→ **Working data**

— START —

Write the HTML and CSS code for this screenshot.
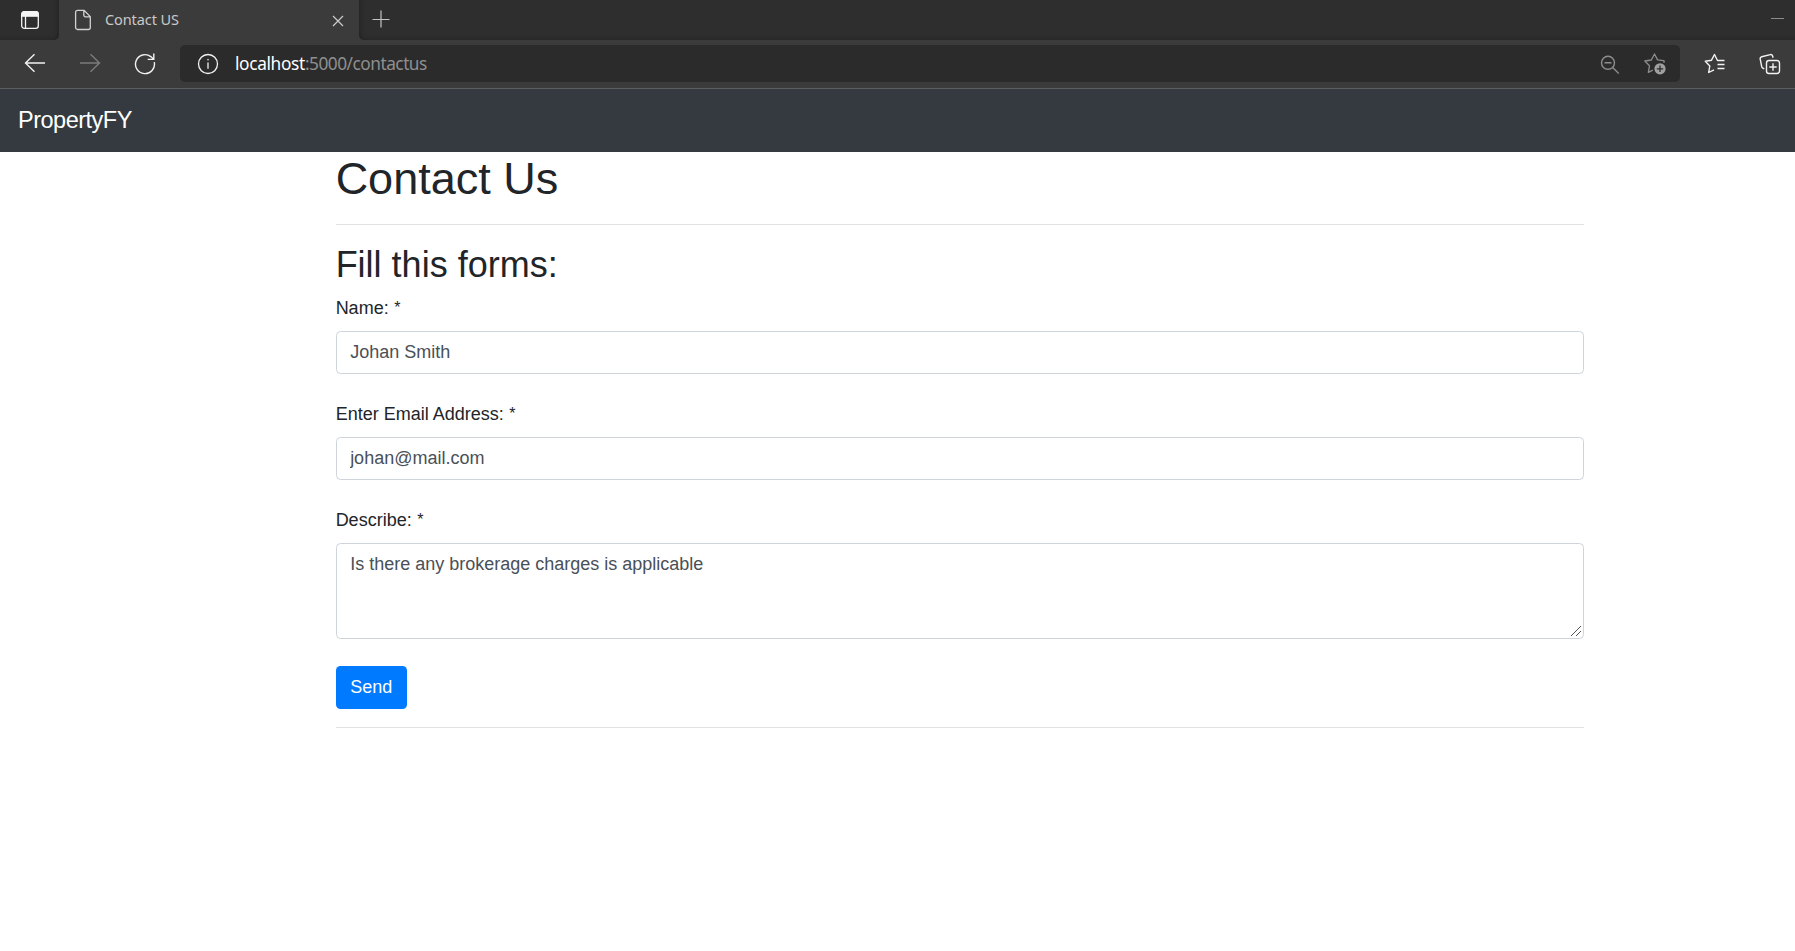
FILE: index.html
```html
<!DOCTYPE html>
<html lang="en">
<head>
<meta charset="utf-8">
<title>Contact US</title>
<link rel="stylesheet" href="styles.css">
</head>
<body>
<header class="browser">
  <div class="tabstrip">
    <div class="tabmenu">
      <svg width="20" height="20" viewBox="0 0 20 20" fill="none" stroke="#f4f4f4" stroke-width="1.3"><rect x="1.7" y="1.7" width="16.6" height="16.6" rx="2.6"/><path d="M5.5 6v12"/><path d="M2 6.2V4a2.4 2.4 0 0 1 2.4-2.4h11.2A2.4 2.4 0 0 1 18 4v2.200z" fill="#f4f4f4"/></svg>
    </div>
    <div class="tab">
      <svg class="doc" width="18" height="22" viewBox="0 0 18 22" fill="none" stroke="#d2d2d2" stroke-width="1.3" stroke-linejoin="round"><path d="M3.600 1.300H10L16.300 7.600V18.500a2 2 0 0 1-2 2H3.600a2 2 0 0 1-2-2V3.300a2 2 0 0 1 2-2zM9.800 1.500V6.200a1.600 1.600 0 0 0 1.600 1.600H16"/></svg>
      <span class="tab-title">Contact US</span>
      <svg class="close" width="12" height="12" viewBox="0 0 12 12" stroke="#cdcdcd" stroke-width="1.200"><path d="M1 1l10 10M11 1L1 11"/></svg>
    </div>
    <div class="strip-rest">
      <svg class="plus" width="18" height="18" viewBox="0 0 18 18" stroke="#c4c4c4" stroke-width="1.200"><path d="M.5 9.500h17M9 .5v17"/></svg>
      <svg class="minimize" width="14" height="2" viewBox="0 0 14 2"><path d="M0 .5h13" stroke="#8c8c8c"/></svg>
    </div>
  </div>
  <div class="toolbar">
    <svg class="back" width="22" height="20" viewBox="0 0 22 20" fill="none" stroke="#f2f2f2" stroke-width="1.4"><path d="M21 10H1.500M10.500 1.200L1.500 10l9 8.800"/></svg>
    <svg class="forward" width="22" height="20" viewBox="0 0 22 20" fill="none" stroke="#7b7b7b" stroke-width="1.4"><path d="M1 10h19.500M11.500 1.200l9 8.800-9 8.800"/></svg>
    <svg class="reload" width="22" height="22" viewBox="0 0 22 22" fill="none" stroke="#f2f2f2" stroke-width="1.400"><path d="M20.300 9.200A9.500 9.500 0 1 1 16.800 3.600L19.500 6M13.700 6.400h6.100V.6"/></svg>
    <div class="address">
      <svg class="info" width="22" height="22" viewBox="0 0 22 22" fill="none" stroke="#f2f2f2" stroke-width="1.300"><circle cx="11" cy="11" r="9.500"/><path d="M11 9.500v6.300"/><circle cx="11" cy="6.700" r=".5" fill="#f2f2f2" stroke-width=".6"/></svg>
      <span class="url"><span class="host">localhost</span>:5000/contactus</span>
      <svg class="zoom" width="20" height="20" viewBox="0 0 20 20" fill="none" stroke="#8d8d8d" stroke-width="1.400"><circle cx="8" cy="7.800" r="6.500"/><path d="M4.500 7.800h7M12.700 12.500l6 6"/></svg>
      <svg class="addfav" width="24" height="24" viewBox="0 0 24 24" fill="none" stroke="#8d8d8d" stroke-width="1.300" stroke-linejoin="round"><path d="M20.500 10.500l.7-.8q.3-.8-.7-1l-5.900-.8L11.500 2 8.300 8 1.800 9l4.700 4.800-1.200 6.500 4.500-2.200"/><circle cx="17" cy="16.800" r="5.600" fill="#a0a0a0" stroke="none"/><path d="M17 13.600V20M13.800 16.800h6.400" stroke="#2b2b2b"/></svg>
    </div>
    <svg class="favs" width="22" height="22" viewBox="0 0 22 22" fill="none" stroke="#f2f2f2" stroke-width="1.400" stroke-linejoin="round"><path d="M20.500 7.500h-7L10.500 1.500 7.500 7.200 1.300 8.200l4.500 4.700L4.700 19.500l5.300-2.700M13.500 11.500h7M13.500 15.500h7"/></svg>
    <svg class="collections" width="22" height="22" viewBox="0 0 22 22" fill="none" stroke="#f2f2f2" stroke-width="1.400" stroke-linejoin="round"><rect x="7.500" y="7.500" width="13" height="13" rx="2.500"/><path d="M14 10.300v7.400M10.300 14h7.400M5.300 16L3.900 15.200Q3 14.600 2.700 13.500L1.200 6.200q-.4-2 1.500-2.500L11.300 1.600q1.800-.3 2.300 1.400l.5 1.700"/></svg>
  </div>
</header>
<nav class="navbar"><a class="brand">PropertyFY</a></nav>
<main class="container">
  <h1>Contact Us</h1>
  <hr>
  <h2>Fill this forms:</h2>
  <form>
    <div class="group">
      <label for="name">Name: <span class="req">*</span></label>
      <input id="name" class="control" type="text" value="Johan Smith">
    </div>
    <div class="group">
      <label for="email">Enter Email Address: <span class="req">*</span></label>
      <input id="email" class="control" type="text" value="johan@mail.com">
    </div>
    <div class="group">
      <label for="describe">Describe: <span class="req">*</span></label>
      <div class="area-wrap">
        <textarea id="describe" class="control area" rows="3" spellcheck="false">Is there any brokerage charges is applicable</textarea>
        <svg class="grip" width="12" height="12" viewBox="0 0 12 12" stroke="#555" stroke-width="1"><path d="M1 11L11 1M6 11l5-5"/></svg>
      </div>
    </div>
    <button class="send" type="button">Send</button>
  </form>
  <hr>
</main>
</body>
</html>
```
FILE: styles.css
```css
* { box-sizing: border-box; }
body {
  margin: 0;
  height: 951px;
  overflow: hidden;
  background: #fff;
  color: #212529;
  font: 18px/1.5 "Liberation Sans", Arial, sans-serif;
}
svg { display: block; flex: none; }

.browser {
  height: 89px;
  background: #3b3b3b;
  border-bottom: 1px solid #5c5d5e;
  font-family: "Noto Sans", "Open Sans", sans-serif;
}
.tabstrip { display: flex; height: 40px; }
.tabmenu {
  width: 59px;
  padding: 10px 0 0 20px;
  background: #2e2e2e;
  border-bottom-right-radius: 5px;
  box-shadow: inset -3px -2px 4px -2px #222;
}
.tab { display: flex; width: 300px; padding-left: 15px; }
.doc { margin-top: 9px; }
.tab-title {
  margin-left: 13px;
  font-size: 14.5px;
  line-height: 38px;
  letter-spacing: -.1px;
  color: #c9c9c9;
}
.close { margin: 15px 15px 0 auto; }
.strip-rest {
  display: flex;
  flex: 1;
  background: #2e2e2e;
  border-bottom-left-radius: 5px;
  box-shadow: inset 3px -2px 4px -2px #222;
}
.plus { margin: 10px 0 0 13px; }
.minimize { margin: 18px 10px 0 auto; }

.toolbar { display: flex; height: 48px; padding-top: 5px; }
.back { margin: 8px 0 0 24px; }
.forward { margin: 8px 0 0 33px; }
.reload { margin: 8px 0 0 33px; }
.address {
  display: flex;
  width: 1500px;
  height: 37px;
  margin-left: 24px;
  background: #2b2b2b;
  border-radius: 5px;
}
.info { margin: 8px 0 0 16.5px; }
.url {
  margin-left: 16.5px;
  font-size: 17.3px;
  line-height: 38px;
  letter-spacing: -.5px;
  color: #8f8f8f;
  white-space: nowrap;
}
.host { color: #fff; letter-spacing: -.35px; }
.zoom { margin: 9.5px 0 0 auto; }
.addfav { margin: 7px 13px 0 23.5px; }
.favs { margin: 8px 0 0 24px; }
.collections { margin: 8px 0 0 33px; }

.navbar { height: 63px; padding: 9px 18px; background: #343a40; }
.brand {
  display: block;
  padding-top: 6px;
  font-size: 23.5px;
  line-height: 33.75px;
  letter-spacing: -.5px;
  color: #fff;
}

.container { width: 1248.75px; margin-left: 335.625px; }
h1, h2 { margin: 0 0 9px; font-weight: 400; line-height: 1.2; }
h1 { font-size: 45px; }
h2 { font-size: 36px; }
hr { margin: 18px 0; border: 0; border-top: 1px solid #e1e1e1; }
.group { margin-bottom: 27px; }
label { display: block; margin-bottom: 9px; }
.req { position: relative; top: -1px; left: .5px; font-size: 16px; line-height: 1; }
.control {
  display: block;
  width: 100%;
  height: 42.75px;
  margin: 0;
  padding: 6.75px 13.5px;
  border: 1px solid #ced4da;
  border-radius: 4.5px;
  background: #fff;
  color: #495057;
  font: inherit;
  outline: 0;
}
.area-wrap { position: relative; }
.area { height: 96px; padding-top: 7.5px; resize: none; overflow: auto; }
.grip { position: absolute; right: 2px; bottom: 2px; }
.send {
  display: block;
  height: 43px;
  padding: 0 14.5px;
  border: 0;
  border-radius: 4.5px;
  background: #007bff;
  color: #fff;
  font: inherit;
}
```
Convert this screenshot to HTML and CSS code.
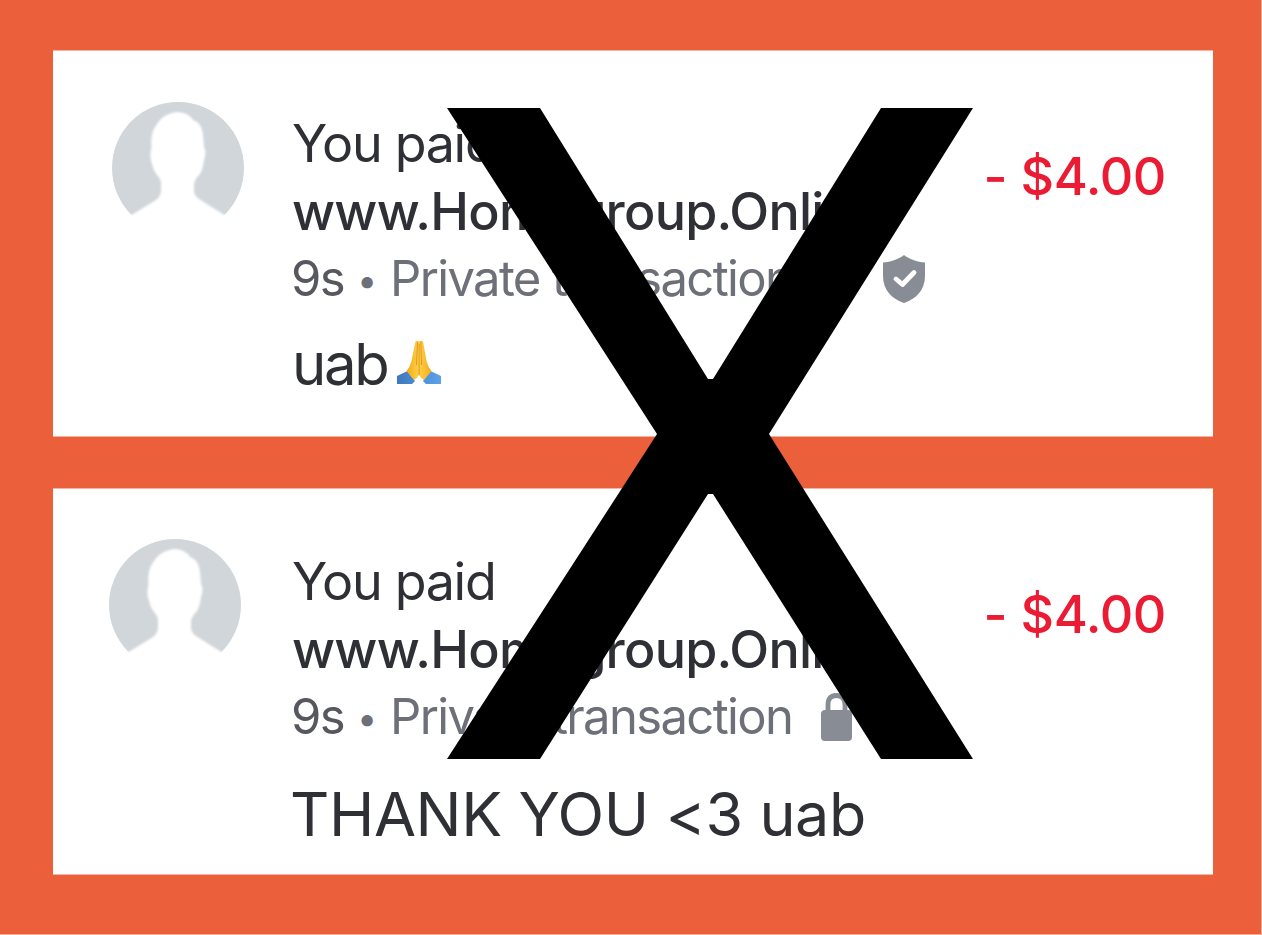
FILE: index.html
```html
<!DOCTYPE html>
<html lang="en">
<head>
<meta charset="utf-8">
<title>Payments</title>
<link rel="stylesheet" href="styles.css">
</head>
<body>
<svg class="defs" width="0" height="0" aria-hidden="true">
  <defs>
    <filter id="soft" x="-10%" y="-10%" width="120%" height="120%"><feGaussianBlur stdDeviation="1"/></filter>
    <linearGradient id="hand" x1="0" x2="1"><stop offset="0" stop-color="#f3a915"/><stop offset=".5" stop-color="#ffd04a"/><stop offset="1" stop-color="#f4ab18"/></linearGradient>
    <linearGradient id="cuff" x1="0" x2="1"><stop offset="0" stop-color="#3f78bd"/><stop offset="1" stop-color="#5aa2ea"/></linearGradient>
    <g id="person">
      <circle cx="66" cy="66" r="66" fill="#d1d6da"/>
      <path filter="url(#soft)" fill="#fff" d="M65 10C73 10 79 14 81 18C88 20 91 27 91.500 38L92 45Q95 50 92 58Q91 67 88 72Q83 77 82 82V88Q82 94 87 97L114 114L140 116V145H-8V116L18 114L44 98Q49 94 49 88V82Q49 77 45 73Q41 68 40 62Q37 54 39.500 46C38.500 34 41 27 45 22C50 14 57 11 65 10Z"/>
    </g>
  </defs>
</svg>
<main class="board">
  <article class="card">
    <svg class="avatar" viewBox="0 0 132 132"><use href="#person"/></svg>
    <div class="details">
      <div class="line verb">You paid</div>
      <div class="line payee">www.Homegroup.Online</div>
      <div class="line meta"><span class="age">9s</span><span class="dot">•</span><span class="privacy">Private transaction</span>
        <svg class="shield" width="42" height="48" viewBox="0 0 42 48"><path fill="#888c95" d="M21 0C26 4 34 7 42 7.500V21C42 35 33 44 21 48C9 44 0 35 0 21V7.500C8 7 16 4 21 0Z"/><path d="M13 24L19.500 29.500L31 17.500" fill="none" stroke="#fff" stroke-width="4.800" stroke-linecap="round" stroke-linejoin="round"/></svg>
      </div>
      <div class="note"><span class="note-text">uab</span>
        <svg class="pray" width="44" height="44" viewBox="0 0 44 44"><path fill="url(#cuff)" d="M0 36L10.500 31L18 41L15 44H0ZM44 36L33.500 31L26 41L29 44H44Z"/><path fill="url(#hand)" d="M18.500 1.500Q20 0 22 1.300Q24 0 26 1.500L29.500 21Q31 27 34.500 31L27 40Q24 38.500 22 35Q20 38.500 17 40L9.500 31Q13 27 14.500 21Z"/><path d="M20.500 2L19.500 25M23.800 2L24.600 25M22.100 4V35" stroke="#d98b13" stroke-width=".8" fill="none"/></svg>
      </div>
    </div>
    <div class="amount">- $4.00</div>
  </article>
  <article class="card card-late">
    <svg class="avatar" viewBox="0 0 132 132"><use href="#person"/></svg>
    <div class="details">
      <div class="line verb">You paid</div>
      <div class="line payee">www.Homegroup.Online</div>
      <div class="line meta"><span class="age">9s</span><span class="dot">•</span><span class="privacy">Private transaction</span>
        <svg class="lock" width="31" height="48" viewBox="0 0 31 48"><rect y="17" width="31" height="31" rx="4" fill="#888c95"/><path d="M7 20V12Q7 2.500 15.500 2.500T24 12V20" fill="none" stroke="#888c95" stroke-width="4.800"/></svg>
      </div>
      <div class="note note-long">THANK YOU &lt;3 uab</div>
    </div>
    <div class="amount">- $4.00</div>
  </article>
  <!-- Rejection mark laid over both payments -->
  <svg class="cross" viewBox="0 0 526 651"><path d="M0 0H93L261 271H266L434 0H526L322 326L526 651H434L266 386H261L93 651H0L210 326Z"/></svg>
</main>
</body>
</html>
```
FILE: styles.css
```css
body {
  margin: 0;
  background: #f7ae9b;
  font-family: Inter, "Liberation Sans", sans-serif;
  color: #2f3035;
}
.defs { position: absolute; }
.board {
  position: relative;
  box-sizing: border-box;
  width: 1261px;
  height: 934px;
  padding: 50px 48px 0 53px;
  background: #ec5f3b;
  display: flex;
  flex-direction: column;
  gap: 51px;
  overflow: hidden;
}
.card {
  box-sizing: border-box;
  height: 387px;
  flex: none;
  background: #fff;
  border-top: 1px solid #f7b3a1;
  border-bottom: 1px solid #f7b3a1;
  padding: 58px 47px 0 59px;
  display: grid;
  grid-template-columns: 132px 1fr auto;
  column-gap: 48px;
  align-items: start;
  white-space: nowrap;
}
.avatar { width: 132px; height: 132px; margin-top: -7px; }
.card-late .avatar { margin: -8px 0 0 -3px; }
.details { width: 640px; }
.line { height: 68px; line-height: 69px; font-size: 52px; }
.verb { letter-spacing: -1.3px; }
.payee { font-weight: 500; letter-spacing: -0.75px; line-height: 70px; }
.meta { display: flex; color: #6d6f79; font-size: 49px; line-height: 68px; letter-spacing: -1.65px; }
.age { color: #56575f; width: 66px; margin-left: -1px; }
.dot { width: 33px; font-size: 36px; line-height: 71px; }
.privacy { width: 493px; flex: none; }
.shield { flex: none; margin-top: 10px; }
.card-late .privacy { width: 431px; }
.lock { flex: none; margin-top: 10px; }
.note { display: flex; height: 90px; line-height: 103px; font-size: 58px; }
.note-text { width: 105px; letter-spacing: -2.3px; }
.pray { margin-top: 27px; }
.note-long { font-size: 61px; line-height: 126px; letter-spacing: -0.4px; margin-left: -2px; }
.amount {
  margin-top: 34px;
  line-height: 68px;
  font-size: 52px;
  font-weight: 500;
  letter-spacing: -0.4px;
  color: #ea1b33;
}
.cross {
  position: absolute;
  left: 447px;
  top: 108.200px;
  width: 526px;
  height: 651px;
}
```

— END —

→ **Task statement**
In the records above, locate every line with the string "code" and copy it.

→ **Solved problem**
Write the HTML and CSS code for this screenshot.
Convert this screenshot to HTML and CSS code.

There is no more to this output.